**What is needed**
Return the data exactly, with all pictures removed.

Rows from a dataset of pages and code
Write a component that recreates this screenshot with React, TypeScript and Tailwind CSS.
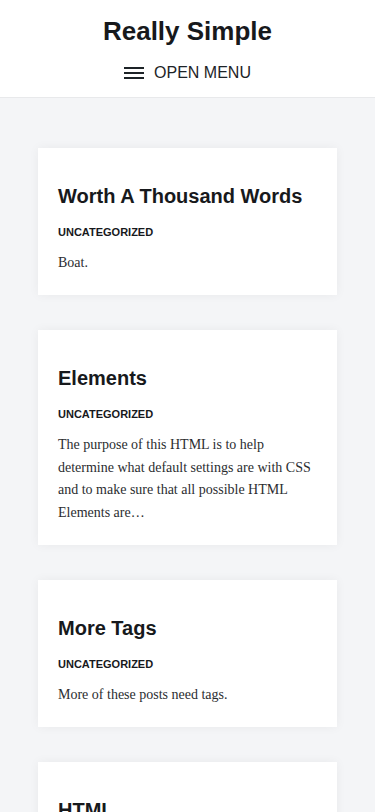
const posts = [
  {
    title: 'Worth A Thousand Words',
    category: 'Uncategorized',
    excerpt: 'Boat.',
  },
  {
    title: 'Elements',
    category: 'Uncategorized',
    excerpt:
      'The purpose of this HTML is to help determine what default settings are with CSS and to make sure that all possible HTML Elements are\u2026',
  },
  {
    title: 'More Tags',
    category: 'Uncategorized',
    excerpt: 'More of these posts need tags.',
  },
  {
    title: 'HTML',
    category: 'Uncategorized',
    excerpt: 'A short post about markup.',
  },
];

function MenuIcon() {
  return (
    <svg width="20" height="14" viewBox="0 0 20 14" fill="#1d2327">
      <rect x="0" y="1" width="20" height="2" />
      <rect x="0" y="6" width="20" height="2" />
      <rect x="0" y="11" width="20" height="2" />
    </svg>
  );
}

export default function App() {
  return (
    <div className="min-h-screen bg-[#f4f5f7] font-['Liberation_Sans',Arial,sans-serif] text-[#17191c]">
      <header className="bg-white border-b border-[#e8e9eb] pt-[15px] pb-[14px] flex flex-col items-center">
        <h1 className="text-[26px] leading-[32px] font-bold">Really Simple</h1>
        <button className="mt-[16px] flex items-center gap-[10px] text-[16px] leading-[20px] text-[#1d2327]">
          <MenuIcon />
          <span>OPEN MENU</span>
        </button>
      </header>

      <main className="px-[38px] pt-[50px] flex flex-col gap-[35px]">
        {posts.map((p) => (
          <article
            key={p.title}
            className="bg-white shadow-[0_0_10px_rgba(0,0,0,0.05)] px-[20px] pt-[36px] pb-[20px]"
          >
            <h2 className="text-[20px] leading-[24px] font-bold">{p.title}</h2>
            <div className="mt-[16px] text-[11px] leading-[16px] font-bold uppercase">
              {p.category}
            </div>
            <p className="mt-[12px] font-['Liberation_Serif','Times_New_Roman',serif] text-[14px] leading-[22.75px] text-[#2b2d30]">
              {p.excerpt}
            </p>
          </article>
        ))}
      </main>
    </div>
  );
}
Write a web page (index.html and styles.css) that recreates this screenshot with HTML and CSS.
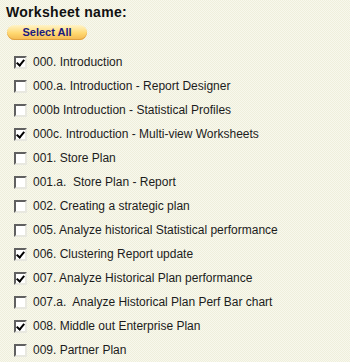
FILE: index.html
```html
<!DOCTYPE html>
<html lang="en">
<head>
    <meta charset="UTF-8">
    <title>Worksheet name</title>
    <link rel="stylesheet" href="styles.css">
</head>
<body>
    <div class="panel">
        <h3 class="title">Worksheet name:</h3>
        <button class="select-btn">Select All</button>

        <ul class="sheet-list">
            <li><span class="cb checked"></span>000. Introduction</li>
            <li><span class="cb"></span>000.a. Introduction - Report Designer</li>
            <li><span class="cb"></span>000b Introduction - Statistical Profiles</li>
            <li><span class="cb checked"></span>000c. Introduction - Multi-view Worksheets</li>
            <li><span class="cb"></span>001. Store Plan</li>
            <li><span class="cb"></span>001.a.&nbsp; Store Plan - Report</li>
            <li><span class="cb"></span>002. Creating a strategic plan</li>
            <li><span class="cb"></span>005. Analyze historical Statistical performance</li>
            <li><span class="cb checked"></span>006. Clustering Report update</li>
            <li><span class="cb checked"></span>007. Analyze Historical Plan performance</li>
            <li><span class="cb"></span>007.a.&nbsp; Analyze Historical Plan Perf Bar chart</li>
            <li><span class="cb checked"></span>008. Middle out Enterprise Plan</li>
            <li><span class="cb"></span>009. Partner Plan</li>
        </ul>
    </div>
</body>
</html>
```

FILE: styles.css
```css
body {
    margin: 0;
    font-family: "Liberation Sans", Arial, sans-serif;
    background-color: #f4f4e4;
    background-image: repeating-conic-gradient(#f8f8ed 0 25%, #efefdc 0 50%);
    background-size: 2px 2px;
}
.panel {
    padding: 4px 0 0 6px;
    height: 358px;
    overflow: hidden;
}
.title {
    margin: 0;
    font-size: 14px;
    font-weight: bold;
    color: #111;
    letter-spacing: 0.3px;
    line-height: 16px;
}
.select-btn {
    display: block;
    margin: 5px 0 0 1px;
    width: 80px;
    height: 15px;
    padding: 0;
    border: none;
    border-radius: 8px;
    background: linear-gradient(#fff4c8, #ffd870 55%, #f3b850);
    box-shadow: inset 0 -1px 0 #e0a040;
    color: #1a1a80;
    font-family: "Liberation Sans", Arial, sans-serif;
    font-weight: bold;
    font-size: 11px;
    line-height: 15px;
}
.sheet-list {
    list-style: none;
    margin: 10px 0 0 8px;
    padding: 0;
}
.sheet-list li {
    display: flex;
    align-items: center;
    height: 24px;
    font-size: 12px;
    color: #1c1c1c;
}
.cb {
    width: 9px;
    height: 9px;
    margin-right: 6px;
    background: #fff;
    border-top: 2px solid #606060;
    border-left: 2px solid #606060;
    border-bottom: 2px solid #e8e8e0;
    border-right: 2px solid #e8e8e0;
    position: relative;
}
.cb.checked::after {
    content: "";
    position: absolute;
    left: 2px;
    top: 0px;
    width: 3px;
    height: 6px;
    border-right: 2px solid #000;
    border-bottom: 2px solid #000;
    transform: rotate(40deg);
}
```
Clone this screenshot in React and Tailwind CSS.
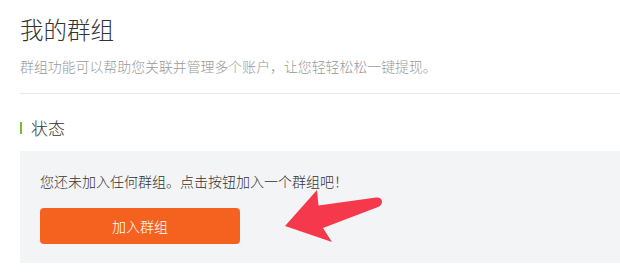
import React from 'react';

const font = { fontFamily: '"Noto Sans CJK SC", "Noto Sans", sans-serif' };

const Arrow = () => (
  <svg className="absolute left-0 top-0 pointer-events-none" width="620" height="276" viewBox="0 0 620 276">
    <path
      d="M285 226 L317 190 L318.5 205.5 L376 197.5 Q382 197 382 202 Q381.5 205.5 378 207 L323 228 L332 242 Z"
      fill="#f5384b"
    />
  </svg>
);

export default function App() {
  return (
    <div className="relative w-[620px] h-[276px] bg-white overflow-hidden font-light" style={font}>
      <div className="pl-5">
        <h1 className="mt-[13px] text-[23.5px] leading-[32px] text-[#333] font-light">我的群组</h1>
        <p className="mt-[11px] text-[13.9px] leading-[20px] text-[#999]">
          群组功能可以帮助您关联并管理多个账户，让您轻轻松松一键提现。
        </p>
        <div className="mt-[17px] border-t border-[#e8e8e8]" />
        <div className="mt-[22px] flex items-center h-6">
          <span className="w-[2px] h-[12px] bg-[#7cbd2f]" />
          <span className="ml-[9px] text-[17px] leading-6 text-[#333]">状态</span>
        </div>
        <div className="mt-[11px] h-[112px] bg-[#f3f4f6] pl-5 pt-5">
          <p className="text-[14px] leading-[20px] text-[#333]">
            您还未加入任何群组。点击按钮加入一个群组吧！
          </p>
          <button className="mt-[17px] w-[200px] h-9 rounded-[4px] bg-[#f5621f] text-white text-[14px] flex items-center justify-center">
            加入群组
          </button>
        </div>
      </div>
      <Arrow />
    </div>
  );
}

**Result for this exercise**
Write a component that recreates this screenshot with React, TypeScript and Tailwind CSS.
const posts = [
  {
    title: 'Worth A Thousand Words',
    category: 'Uncategorized',
    excerpt: 'Boat.',
  },
  {
    title: 'Elements',
    category: 'Uncategorized',
    excerpt:
      'The purpose of this HTML is to help determine what default settings are with CSS and to make sure that all possible HTML Elements are\u2026',
  },
  {
    title: 'More Tags',
    category: 'Uncategorized',
    excerpt: 'More of these posts need tags.',
  },
  {
    title: 'HTML',
    category: 'Uncategorized',
    excerpt: 'A short post about markup.',
  },
];

function MenuIcon() {
  return (
    <svg width="20" height="14" viewBox="0 0 20 14" fill="#1d2327">
      <rect x="0" y="1" width="20" height="2" />
      <rect x="0" y="6" width="20" height="2" />
      <rect x="0" y="11" width="20" height="2" />
    </svg>
  );
}

export default function App() {
  return (
    <div className="min-h-screen bg-[#f4f5f7] font-['Liberation_Sans',Arial,sans-serif] text-[#17191c]">
      <header className="bg-white border-b border-[#e8e9eb] pt-[15px] pb-[14px] flex flex-col items-center">
        <h1 className="text-[26px] leading-[32px] font-bold">Really Simple</h1>
        <button className="mt-[16px] flex items-center gap-[10px] text-[16px] leading-[20px] text-[#1d2327]">
          <MenuIcon />
          <span>OPEN MENU</span>
        </button>
      </header>

      <main className="px-[38px] pt-[50px] flex flex-col gap-[35px]">
        {posts.map((p) => (
          <article
            key={p.title}
            className="bg-white shadow-[0_0_10px_rgba(0,0,0,0.05)] px-[20px] pt-[36px] pb-[20px]"
          >
            <h2 className="text-[20px] leading-[24px] font-bold">{p.title}</h2>
            <div className="mt-[16px] text-[11px] leading-[16px] font-bold uppercase">
              {p.category}
            </div>
            <p className="mt-[12px] font-['Liberation_Serif','Times_New_Roman',serif] text-[14px] leading-[22.75px] text-[#2b2d30]">
              {p.excerpt}
            </p>
          </article>
        ))}
      </main>
    </div>
  );
}
Write a web page (index.html and styles.css) that recreates this screenshot with HTML and CSS.
FILE: index.html
```html
<!DOCTYPE html>
<html lang="en">
<head>
    <meta charset="UTF-8">
    <title>Worksheet name</title>
    <link rel="stylesheet" href="styles.css">
</head>
<body>
    <div class="panel">
        <h3 class="title">Worksheet name:</h3>
        <button class="select-btn">Select All</button>

        <ul class="sheet-list">
            <li><span class="cb checked"></span>000. Introduction</li>
            <li><span class="cb"></span>000.a. Introduction - Report Designer</li>
            <li><span class="cb"></span>000b Introduction - Statistical Profiles</li>
            <li><span class="cb checked"></span>000c. Introduction - Multi-view Worksheets</li>
            <li><span class="cb"></span>001. Store Plan</li>
            <li><span class="cb"></span>001.a.&nbsp; Store Plan - Report</li>
            <li><span class="cb"></span>002. Creating a strategic plan</li>
            <li><span class="cb"></span>005. Analyze historical Statistical performance</li>
            <li><span class="cb checked"></span>006. Clustering Report update</li>
            <li><span class="cb checked"></span>007. Analyze Historical Plan performance</li>
            <li><span class="cb"></span>007.a.&nbsp; Analyze Historical Plan Perf Bar chart</li>
            <li><span class="cb checked"></span>008. Middle out Enterprise Plan</li>
            <li><span class="cb"></span>009. Partner Plan</li>
        </ul>
    </div>
</body>
</html>
```

FILE: styles.css
```css
body {
    margin: 0;
    font-family: "Liberation Sans", Arial, sans-serif;
    background-color: #f4f4e4;
    background-image: repeating-conic-gradient(#f8f8ed 0 25%, #efefdc 0 50%);
    background-size: 2px 2px;
}
.panel {
    padding: 4px 0 0 6px;
    height: 358px;
    overflow: hidden;
}
.title {
    margin: 0;
    font-size: 14px;
    font-weight: bold;
    color: #111;
    letter-spacing: 0.3px;
    line-height: 16px;
}
.select-btn {
    display: block;
    margin: 5px 0 0 1px;
    width: 80px;
    height: 15px;
    padding: 0;
    border: none;
    border-radius: 8px;
    background: linear-gradient(#fff4c8, #ffd870 55%, #f3b850);
    box-shadow: inset 0 -1px 0 #e0a040;
    color: #1a1a80;
    font-family: "Liberation Sans", Arial, sans-serif;
    font-weight: bold;
    font-size: 11px;
    line-height: 15px;
}
.sheet-list {
    list-style: none;
    margin: 10px 0 0 8px;
    padding: 0;
}
.sheet-list li {
    display: flex;
    align-items: center;
    height: 24px;
    font-size: 12px;
    color: #1c1c1c;
}
.cb {
    width: 9px;
    height: 9px;
    margin-right: 6px;
    background: #fff;
    border-top: 2px solid #606060;
    border-left: 2px solid #606060;
    border-bottom: 2px solid #e8e8e0;
    border-right: 2px solid #e8e8e0;
    position: relative;
}
.cb.checked::after {
    content: "";
    position: absolute;
    left: 2px;
    top: 0px;
    width: 3px;
    height: 6px;
    border-right: 2px solid #000;
    border-bottom: 2px solid #000;
    transform: rotate(40deg);
}
```
Clone this screenshot in React and Tailwind CSS.
import React from 'react';

const font = { fontFamily: '"Noto Sans CJK SC", "Noto Sans", sans-serif' };

const Arrow = () => (
  <svg className="absolute left-0 top-0 pointer-events-none" width="620" height="276" viewBox="0 0 620 276">
    <path
      d="M285 226 L317 190 L318.5 205.5 L376 197.5 Q382 197 382 202 Q381.5 205.5 378 207 L323 228 L332 242 Z"
      fill="#f5384b"
    />
  </svg>
);

export default function App() {
  return (
    <div className="relative w-[620px] h-[276px] bg-white overflow-hidden font-light" style={font}>
      <div className="pl-5">
        <h1 className="mt-[13px] text-[23.5px] leading-[32px] text-[#333] font-light">我的群组</h1>
        <p className="mt-[11px] text-[13.9px] leading-[20px] text-[#999]">
          群组功能可以帮助您关联并管理多个账户，让您轻轻松松一键提现。
        </p>
        <div className="mt-[17px] border-t border-[#e8e8e8]" />
        <div className="mt-[22px] flex items-center h-6">
          <span className="w-[2px] h-[12px] bg-[#7cbd2f]" />
          <span className="ml-[9px] text-[17px] leading-6 text-[#333]">状态</span>
        </div>
        <div className="mt-[11px] h-[112px] bg-[#f3f4f6] pl-5 pt-5">
          <p className="text-[14px] leading-[20px] text-[#333]">
            您还未加入任何群组。点击按钮加入一个群组吧！
          </p>
          <button className="mt-[17px] w-[200px] h-9 rounded-[4px] bg-[#f5621f] text-white text-[14px] flex items-center justify-center">
            加入群组
          </button>
        </div>
      </div>
      <Arrow />
    </div>
  );
}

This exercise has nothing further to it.